+++ Information shown
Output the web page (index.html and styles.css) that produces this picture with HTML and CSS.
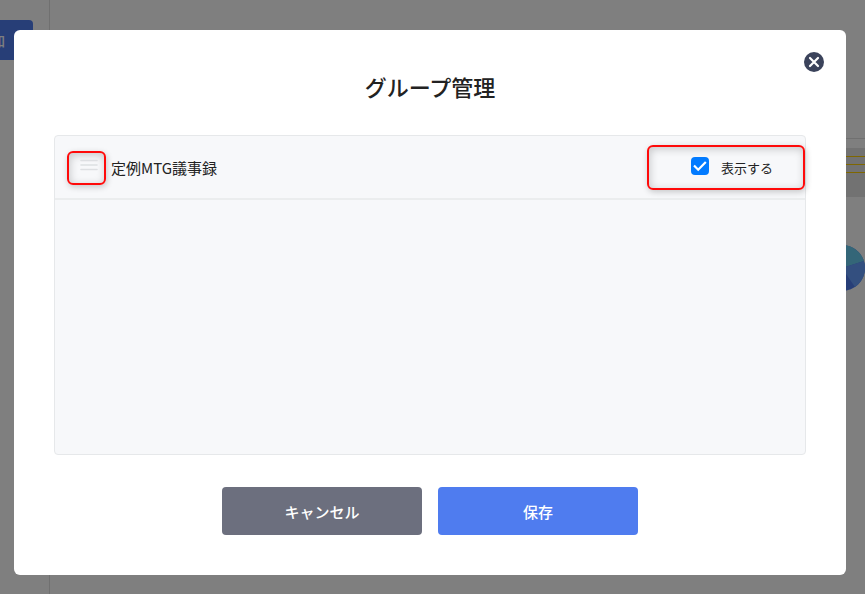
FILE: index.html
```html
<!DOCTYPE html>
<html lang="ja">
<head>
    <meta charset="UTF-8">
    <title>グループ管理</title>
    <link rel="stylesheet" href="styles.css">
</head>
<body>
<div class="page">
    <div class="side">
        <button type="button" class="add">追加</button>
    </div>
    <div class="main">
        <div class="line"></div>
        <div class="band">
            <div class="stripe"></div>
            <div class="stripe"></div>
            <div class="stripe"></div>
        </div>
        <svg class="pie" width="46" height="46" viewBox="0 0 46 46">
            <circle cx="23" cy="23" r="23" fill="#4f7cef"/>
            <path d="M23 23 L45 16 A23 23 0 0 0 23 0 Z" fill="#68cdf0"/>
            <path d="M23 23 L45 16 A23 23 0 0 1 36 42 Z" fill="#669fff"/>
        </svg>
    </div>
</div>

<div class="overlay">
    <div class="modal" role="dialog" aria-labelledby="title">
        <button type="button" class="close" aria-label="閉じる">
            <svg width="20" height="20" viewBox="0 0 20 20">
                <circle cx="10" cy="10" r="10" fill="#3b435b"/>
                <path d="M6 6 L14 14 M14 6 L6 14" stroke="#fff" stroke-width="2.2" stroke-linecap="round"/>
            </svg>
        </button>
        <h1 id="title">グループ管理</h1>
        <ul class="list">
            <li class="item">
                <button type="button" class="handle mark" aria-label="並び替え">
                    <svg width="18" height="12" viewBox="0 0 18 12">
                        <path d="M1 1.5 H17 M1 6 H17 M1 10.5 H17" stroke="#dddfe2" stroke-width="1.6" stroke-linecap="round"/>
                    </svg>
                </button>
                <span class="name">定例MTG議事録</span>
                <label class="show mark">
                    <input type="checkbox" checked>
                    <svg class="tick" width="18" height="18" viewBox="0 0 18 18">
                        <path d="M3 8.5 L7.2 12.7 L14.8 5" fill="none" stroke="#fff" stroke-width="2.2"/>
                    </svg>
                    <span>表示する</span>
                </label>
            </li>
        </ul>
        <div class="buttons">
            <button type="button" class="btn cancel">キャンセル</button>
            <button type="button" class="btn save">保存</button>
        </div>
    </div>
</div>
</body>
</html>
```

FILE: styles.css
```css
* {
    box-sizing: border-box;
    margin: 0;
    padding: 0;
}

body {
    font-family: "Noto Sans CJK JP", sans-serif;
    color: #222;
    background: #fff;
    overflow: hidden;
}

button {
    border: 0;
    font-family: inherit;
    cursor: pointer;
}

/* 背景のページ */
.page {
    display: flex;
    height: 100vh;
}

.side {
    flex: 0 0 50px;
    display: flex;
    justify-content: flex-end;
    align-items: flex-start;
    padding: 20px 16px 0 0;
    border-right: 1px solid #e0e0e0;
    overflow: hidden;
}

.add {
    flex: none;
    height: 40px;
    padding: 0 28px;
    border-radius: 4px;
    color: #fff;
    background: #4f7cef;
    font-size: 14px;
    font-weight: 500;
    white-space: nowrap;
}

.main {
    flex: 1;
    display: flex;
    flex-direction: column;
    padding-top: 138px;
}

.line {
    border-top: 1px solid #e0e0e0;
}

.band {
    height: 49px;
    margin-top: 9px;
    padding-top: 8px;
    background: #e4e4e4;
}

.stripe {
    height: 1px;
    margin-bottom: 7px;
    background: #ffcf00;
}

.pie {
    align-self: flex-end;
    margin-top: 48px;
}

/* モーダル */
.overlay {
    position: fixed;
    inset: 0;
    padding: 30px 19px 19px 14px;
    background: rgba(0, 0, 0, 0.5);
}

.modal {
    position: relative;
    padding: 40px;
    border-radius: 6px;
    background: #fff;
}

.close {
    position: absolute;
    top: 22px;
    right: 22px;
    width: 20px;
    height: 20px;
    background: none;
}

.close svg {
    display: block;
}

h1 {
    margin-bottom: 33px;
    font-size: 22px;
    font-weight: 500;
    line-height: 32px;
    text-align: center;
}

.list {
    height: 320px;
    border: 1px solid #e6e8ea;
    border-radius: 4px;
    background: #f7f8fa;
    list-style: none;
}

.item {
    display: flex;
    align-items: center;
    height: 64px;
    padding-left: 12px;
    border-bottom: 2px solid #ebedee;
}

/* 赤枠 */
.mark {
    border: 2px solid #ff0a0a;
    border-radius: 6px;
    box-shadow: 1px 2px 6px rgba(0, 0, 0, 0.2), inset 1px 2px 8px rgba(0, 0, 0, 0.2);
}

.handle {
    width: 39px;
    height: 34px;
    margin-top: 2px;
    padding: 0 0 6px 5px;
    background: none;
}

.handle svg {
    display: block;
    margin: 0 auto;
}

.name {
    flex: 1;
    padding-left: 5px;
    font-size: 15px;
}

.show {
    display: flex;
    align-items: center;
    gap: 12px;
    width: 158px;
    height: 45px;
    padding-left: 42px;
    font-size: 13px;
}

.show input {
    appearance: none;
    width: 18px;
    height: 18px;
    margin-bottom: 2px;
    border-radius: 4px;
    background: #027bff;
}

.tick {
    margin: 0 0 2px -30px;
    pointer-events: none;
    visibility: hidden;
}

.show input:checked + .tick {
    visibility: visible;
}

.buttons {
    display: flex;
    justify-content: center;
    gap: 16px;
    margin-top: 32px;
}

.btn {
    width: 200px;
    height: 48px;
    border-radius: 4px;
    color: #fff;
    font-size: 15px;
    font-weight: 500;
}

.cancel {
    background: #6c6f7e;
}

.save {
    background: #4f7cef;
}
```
++++++
Short problem ▸
Reproduce each line word for word and drop the pictures.

Worked answer ▸
Output the web page (index.html and styles.css) that produces this picture with HTML and CSS.
FILE: index.html
```html
<!DOCTYPE html>
<html lang="ja">
<head>
    <meta charset="UTF-8">
    <title>グループ管理</title>
    <link rel="stylesheet" href="styles.css">
</head>
<body>
<div class="page">
    <div class="side">
        <button type="button" class="add">追加</button>
    </div>
    <div class="main">
        <div class="line"></div>
        <div class="band">
            <div class="stripe"></div>
            <div class="stripe"></div>
            <div class="stripe"></div>
        </div>
        <svg class="pie" width="46" height="46" viewBox="0 0 46 46">
            <circle cx="23" cy="23" r="23" fill="#4f7cef"/>
            <path d="M23 23 L45 16 A23 23 0 0 0 23 0 Z" fill="#68cdf0"/>
            <path d="M23 23 L45 16 A23 23 0 0 1 36 42 Z" fill="#669fff"/>
        </svg>
    </div>
</div>

<div class="overlay">
    <div class="modal" role="dialog" aria-labelledby="title">
        <button type="button" class="close" aria-label="閉じる">
            <svg width="20" height="20" viewBox="0 0 20 20">
                <circle cx="10" cy="10" r="10" fill="#3b435b"/>
                <path d="M6 6 L14 14 M14 6 L6 14" stroke="#fff" stroke-width="2.2" stroke-linecap="round"/>
            </svg>
        </button>
        <h1 id="title">グループ管理</h1>
        <ul class="list">
            <li class="item">
                <button type="button" class="handle mark" aria-label="並び替え">
                    <svg width="18" height="12" viewBox="0 0 18 12">
                        <path d="M1 1.5 H17 M1 6 H17 M1 10.5 H17" stroke="#dddfe2" stroke-width="1.6" stroke-linecap="round"/>
                    </svg>
                </button>
                <span class="name">定例MTG議事録</span>
                <label class="show mark">
                    <input type="checkbox" checked>
                    <svg class="tick" width="18" height="18" viewBox="0 0 18 18">
                        <path d="M3 8.5 L7.2 12.7 L14.8 5" fill="none" stroke="#fff" stroke-width="2.2"/>
                    </svg>
                    <span>表示する</span>
                </label>
            </li>
        </ul>
        <div class="buttons">
            <button type="button" class="btn cancel">キャンセル</button>
            <button type="button" class="btn save">保存</button>
        </div>
    </div>
</div>
</body>
</html>
```

FILE: styles.css
```css
* {
    box-sizing: border-box;
    margin: 0;
    padding: 0;
}

body {
    font-family: "Noto Sans CJK JP", sans-serif;
    color: #222;
    background: #fff;
    overflow: hidden;
}

button {
    border: 0;
    font-family: inherit;
    cursor: pointer;
}

/* 背景のページ */
.page {
    display: flex;
    height: 100vh;
}

.side {
    flex: 0 0 50px;
    display: flex;
    justify-content: flex-end;
    align-items: flex-start;
    padding: 20px 16px 0 0;
    border-right: 1px solid #e0e0e0;
    overflow: hidden;
}

.add {
    flex: none;
    height: 40px;
    padding: 0 28px;
    border-radius: 4px;
    color: #fff;
    background: #4f7cef;
    font-size: 14px;
    font-weight: 500;
    white-space: nowrap;
}

.main {
    flex: 1;
    display: flex;
    flex-direction: column;
    padding-top: 138px;
}

.line {
    border-top: 1px solid #e0e0e0;
}

.band {
    height: 49px;
    margin-top: 9px;
    padding-top: 8px;
    background: #e4e4e4;
}

.stripe {
    height: 1px;
    margin-bottom: 7px;
    background: #ffcf00;
}

.pie {
    align-self: flex-end;
    margin-top: 48px;
}

/* モーダル */
.overlay {
    position: fixed;
    inset: 0;
    padding: 30px 19px 19px 14px;
    background: rgba(0, 0, 0, 0.5);
}

.modal {
    position: relative;
    padding: 40px;
    border-radius: 6px;
    background: #fff;
}

.close {
    position: absolute;
    top: 22px;
    right: 22px;
    width: 20px;
    height: 20px;
    background: none;
}

.close svg {
    display: block;
}

h1 {
    margin-bottom: 33px;
    font-size: 22px;
    font-weight: 500;
    line-height: 32px;
    text-align: center;
}

.list {
    height: 320px;
    border: 1px solid #e6e8ea;
    border-radius: 4px;
    background: #f7f8fa;
    list-style: none;
}

.item {
    display: flex;
    align-items: center;
    height: 64px;
    padding-left: 12px;
    border-bottom: 2px solid #ebedee;
}

/* 赤枠 */
.mark {
    border: 2px solid #ff0a0a;
    border-radius: 6px;
    box-shadow: 1px 2px 6px rgba(0, 0, 0, 0.2), inset 1px 2px 8px rgba(0, 0, 0, 0.2);
}

.handle {
    width: 39px;
    height: 34px;
    margin-top: 2px;
    padding: 0 0 6px 5px;
    background: none;
}

.handle svg {
    display: block;
    margin: 0 auto;
}

.name {
    flex: 1;
    padding-left: 5px;
    font-size: 15px;
}

.show {
    display: flex;
    align-items: center;
    gap: 12px;
    width: 158px;
    height: 45px;
    padding-left: 42px;
    font-size: 13px;
}

.show input {
    appearance: none;
    width: 18px;
    height: 18px;
    margin-bottom: 2px;
    border-radius: 4px;
    background: #027bff;
}

.tick {
    margin: 0 0 2px -30px;
    pointer-events: none;
    visibility: hidden;
}

.show input:checked + .tick {
    visibility: visible;
}

.buttons {
    display: flex;
    justify-content: center;
    gap: 16px;
    margin-top: 32px;
}

.btn {
    width: 200px;
    height: 48px;
    border-radius: 4px;
    color: #fff;
    font-size: 15px;
    font-weight: 500;
}

.cancel {
    background: #6c6f7e;
}

.save {
    background: #4f7cef;
}
```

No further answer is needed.